This is part 2 of the “Content Creation” blog series, see part one here.
As I said in the first post of this series, Your website will act as the main body of this analogy. It’s generally a good idea to focus everything around your website, do you have to? No, but it makes a lot more sense to do so. There are plenty of companies that will point their social media efforts to something other than their website (like an Etsy page, youtube channel, Eventbrite event pages, facebook store etc…) but we should think of all of the data that we’re missing out on when we do this. When we set our content creation and marketing efforts around our website we are able to utilize nearly unlimited amounts of user data, customize conversion channels, leverage analytics, and customize landing pages.
If you’re not convinced that you should start with your website and work outwards from there, let’s ask this: Why are you creating content in the first place? It’s nice to think that there’s companies out there that just make blog posts, awesome videos and fun infographics for our amusement – but in all reality we’re, all just working towards “conversion”.
What is a conversion for you?
Conversion can mean many different things and will vary depending on your company’s goals and industry. A conversion for a contractor happens when someone on their website contacts them, ultimately hiring them out for their services – A conversion for an e-commerce company happens when a website user completes the “checkout” process – A conversion for a blog happens when someone signs up for their newsletter or “subscribes” to their youtube channel.

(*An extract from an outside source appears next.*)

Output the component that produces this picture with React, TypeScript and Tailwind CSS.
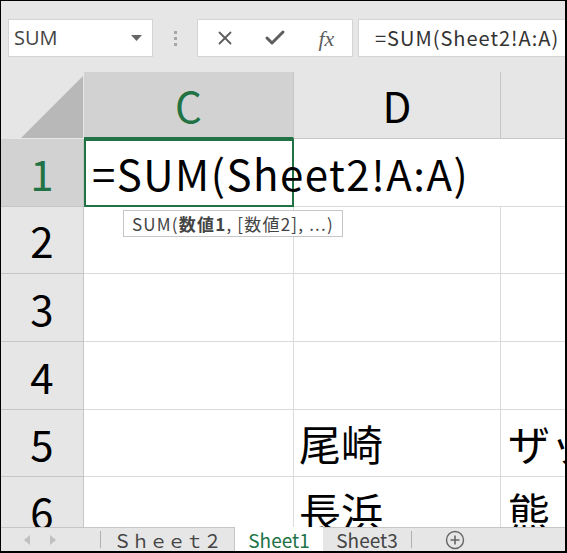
import { X, Check } from "lucide-react";

const CELL_FONT = { fontFamily: '"Noto Sans CJK JP", "Noto Sans", sans-serif' };

const ROWS = [
  { n: 1, h: "h-[68px]", d: "", e: "" },
  { n: 2, h: "h-[67px]", d: "", e: "" },
  { n: 3, h: "h-[68px]", d: "", e: "" },
  { n: 4, h: "h-[68px]", d: "", e: "" },
  { n: 5, h: "h-[67px]", d: "尾崎", e: "ザック" },
  { n: 6, h: "h-[68px]", d: "長浜", e: "熊" },
];

function Toolbar() {
  return (
    <div className="flex h-[70px] shrink-0 items-start bg-[#e6e6e6] pt-[18px]">
      {/* Name box */}
      <div className="ml-[7px] flex h-[38px] w-[145px] items-center justify-between border border-[#d4d4d4] bg-white pl-[5px] pr-[10px]">
        <span className="text-[20px] text-[#444]" style={{ fontFamily: '"Open Sans", sans-serif' }}>
          SUM
        </span>
        <svg width="11" height="6" viewBox="0 0 11 6">
          <path d="M0 0h11L5.5 6z" fill="#666" />
        </svg>
      </div>
      {/* Grip dots */}
      <div className="ml-[21px] mt-[12px] flex flex-col gap-[3px]">
        <span className="h-[3px] w-[3px] bg-[#a6a6a6]" />
        <span className="h-[3px] w-[3px] bg-[#a6a6a6]" />
        <span className="h-[3px] w-[3px] bg-[#a6a6a6]" />
      </div>
      {/* Cancel / enter / fx */}
      <div className="ml-[20px] flex h-[38px] w-[156px] items-center border border-[#d4d4d4] bg-white">
        <div className="flex w-[52px] justify-center pl-[2px]">
          <X size={22} strokeWidth={2} color="#5e5e5e" />
        </div>
        <div className="flex w-[52px] justify-center">
          <Check size={24} strokeWidth={3} color="#5e5e5e" />
        </div>
        <div className="flex w-[52px] justify-center">
          <span className="text-[22px] italic text-[#5e5e5e]" style={{ fontFamily: '"Liberation Serif", serif' }}>
            fx
          </span>
        </div>
      </div>
      {/* Formula bar */}
      <div className="ml-[5px] flex h-[38px] flex-1 items-center border border-r-0 border-[#d4d4d4] bg-white pl-[16px]">
        <span className="whitespace-nowrap text-[20px] tracking-[1px] text-[#333]" style={CELL_FONT}>
          =SUM(Sheet2!A:A)
        </span>
      </div>
    </div>
  );
}

function Grid() {
  return (
    <div className="relative flex-1 overflow-hidden bg-white" style={CELL_FONT}>
      {/* Header row */}
      <div className="flex h-[68px] bg-[#e6e6e6]">
        <div className="flex w-[83px] shrink-0 items-end justify-end pb-[1px] pr-[1px]">
          <svg width="64" height="64" viewBox="0 0 64 64">
            <path d="M64 2V64H2z" fill="#b8b8b8" />
          </svg>
        </div>
        <div className="mt-[1px] flex w-[210px] shrink-0 items-center justify-center border-b-2 border-r border-b-[#217346] border-r-[#c6c6c6] bg-[#d2d2d2] text-[42px] leading-none text-[#217346]">
          C
        </div>
        <div className="mt-[1px] flex w-[207px] shrink-0 items-center justify-center border-b border-r border-[#c6c6c6] text-[42px] leading-none text-black">
          D
        </div>
        <div className="mt-[1px] flex-1 border-b border-[#c6c6c6]" />
      </div>

      {ROWS.map((r) => (
        <div key={r.n} className={`flex ${r.h}`}>
          <div
            className={`flex w-[83px] shrink-0 items-center justify-center border-b border-r border-[#c6c6c6] text-[42px] leading-none ${
              r.n === 1 ? "bg-[#d2d2d2] text-[#217346]" : "bg-[#e6e6e6] text-black"
            }`}
          >
            {r.n}
          </div>
          {r.n === 1 ? (
            <div className="relative z-10 flex w-[210px] shrink-0 items-center border-2 border-[#217346] pl-[6px]">
              <span className="whitespace-nowrap text-[42px] leading-none tracking-[1.5px] text-black">
                =SUM(Sheet2!A:A)
              </span>
            </div>
          ) : (
            <div className="w-[210px] shrink-0 border-b border-r border-[#dadada]" />
          )}
          <div
            className={`flex w-[207px] shrink-0 items-center pl-[5px] text-[42px] leading-none text-black ${
              r.n === 1 ? "border-b border-[#dadada]" : "border-b border-r border-[#dadada]"
            }`}
          >
            {r.d}
          </div>
          <div className="flex flex-1 items-center overflow-hidden whitespace-nowrap border-b border-[#dadada] pl-[7px] text-[42px] leading-none text-black">
            {r.e}
          </div>
        </div>
      ))}

      {/* Function argument tooltip */}
      <div className="absolute left-[122px] top-[139px] z-20 flex h-[27px] items-center border border-[#c6c6c6] bg-white px-[8px] text-[17px] tracking-[1.2px] text-[#444]">
        <span className="whitespace-nowrap">
          SUM(<b className="font-bold">数値1</b>, [数値2], ...)
        </span>
      </div>
    </div>
  );
}

function SheetTabs() {
  return (
    <div
      className="flex h-[24px] shrink-0 items-stretch border-t border-[#c6c6c6] bg-[#e6e6e6] text-[18px] leading-none"
      style={CELL_FONT}
    >
      <div className="flex w-[99px] items-center gap-[20px] pl-[23px]">
        <svg width="6" height="10" viewBox="0 0 6 10">
          <path d="M6 0v10L0 5z" fill="#c0c0c0" />
        </svg>
        <svg width="6" height="10" viewBox="0 0 6 10">
          <path d="M0 0v10l6-5z" fill="#c0c0c0" />
        </svg>
      </div>
      <div className="my-[3px] w-px bg-[#b0b0b0]" />
      <div className="flex w-[134px] items-center justify-center border-r border-[#c6c6c6] text-[#444]">
        Ｓｈｅｅｔ２
      </div>
      <div className="-mt-px flex w-[88px] items-center justify-center bg-white text-[19px] text-[#217346]">Sheet1</div>
      <div className="flex w-[88px] items-center justify-center text-[19px] text-[#444]">Sheet3</div>
      <div className="my-[3px] w-px bg-[#b0b0b0]" />
      <div className="flex flex-1 items-center pl-[33px]">
        <svg width="20" height="20" viewBox="0 0 20 20">
          <circle cx="10" cy="10" r="8.5" fill="none" stroke="#666" strokeWidth="1.4" />
          <path d="M10 5.5v9M5.5 10h9" stroke="#666" strokeWidth="1.6" />
        </svg>
      </div>
    </div>
  );
}

export default function App() {
  return (
    <div className="h-[553px] w-[567px] bg-black pb-[2px] pl-px pr-[2px] pt-px">
      <div className="flex h-full w-full flex-col overflow-hidden">
        <Toolbar />
        <Grid />
        <SheetTabs />
      </div>
    </div>
  );
}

When we look at our ultimate goal of “conversion”, we can see why it is important that we find one central location around which to focus our marketing efforts.
How a website facilitates conversions of any kind:
One of the hardest things to come to grips with as a marketer is that almost every website is trying to sell you something, get you to sign up to their newsletter, eat at their restaurant, or donate to their cause; even the sites that you wouldn’t have expected – remember when facebook IPO’ed for billions with zero revenue?! They didn’t get all that money because they wanted you to talk to your friends – they wanted to sell.
When setting up your website or creating content and marketing materials it’s important to insure that our efforts happen in a “funneling” manner, or – like with the octopus – we use every part of our marketing body in sync towards our ultimate goal. We need the website to exist to take orders, receive e-mail addresses, sell tickets, display our services – so that we can funnel our traffic towards conversion.
So with that in mind, we need to think, how is your website facilitating your conversions?
Analytics and Conversions
“Ugh, math? graphs? endless data?! Robb, you’re boring me and I don’t care about analytics!” – You
Yes, plenty of people find math, data crunching, and most aspects of analytics to be boring – you’re in luck though, because I find it fascinating. I decided to go into marketing after completing a semester full of statistics, calculus, and math-heavy Chemistry – so yea, I dig math; I also have my Google Analytics Individual Qualification. I also love brussels sprouts, jogging, and reading real books too… weird dude, huh?
With your own website, we have the ability to track users’ movements through the site. We can see:
- Where users came from
- How users navigate – from page to page
- What items users view (this is great for stores)
- What items users put into their “shopping carts”
- and where they’re dropping off
When we use all of this data, we have the ability to make small or large changes to your site, to better facilitate conversion. We can reduce bounce rate (people leaving your website right away), find out what content people enjoy – so that we can create more of it, update pages with high drop-off rates, and update/upgrade checkout procedures. With so much knowledge available it’s quite silly to think that people shy away from using their website to it’s maximum potential.
Along with facilitating conversions, your website will host your landing pages – if you came here from a facebook share, or an outside link, this page is your “Landing page” to my website; it is your first impression of 11eleven Studio’s site, and company. With your own website, you have the ability to create multiple landing pages for different platforms. Say you want your pinterest audience to view your portfolio in a never-ending masonry-based scroll pattern (like pinterest), you can set up a separate portfolio page just for them.
With your own website, and the ability to create landing pages, you should focus on content to place on these landing pages that will be relevant to users from that marketing stream. If, for example, I were to write a guest post on my buddy’s business coaching website: Freak Business Coaching – I would want to make sure that my landing page was relevant to the users that were coming from that stream, so that when they showed up on my site, they decided to stay because it is the type of content that they were expecting. Everything needs to be calculated.
Customization of content
I’ve been talking about all the benefits of having your own website for content creation, but the main thing that I want to convey to you is this: Having your own website enables you to create a consistent image, continually re-enforced by posting quality content, and information that your potential clients will find interesting and helpful. There are plenty of “do it yourself” website makers, that cost way less than traditional websites – and those can be great. If you can use a “website builder” and find all the customization, analytics, and usability of a WordPress site or traditional HTML site – go for it. But be careful, because often times these templates, and design options make your company look single-dimensional, and “cookie cutter”; in today’s marketing arena and fast-paced world, blending in with the crowd can almost always smell D-O-O-M.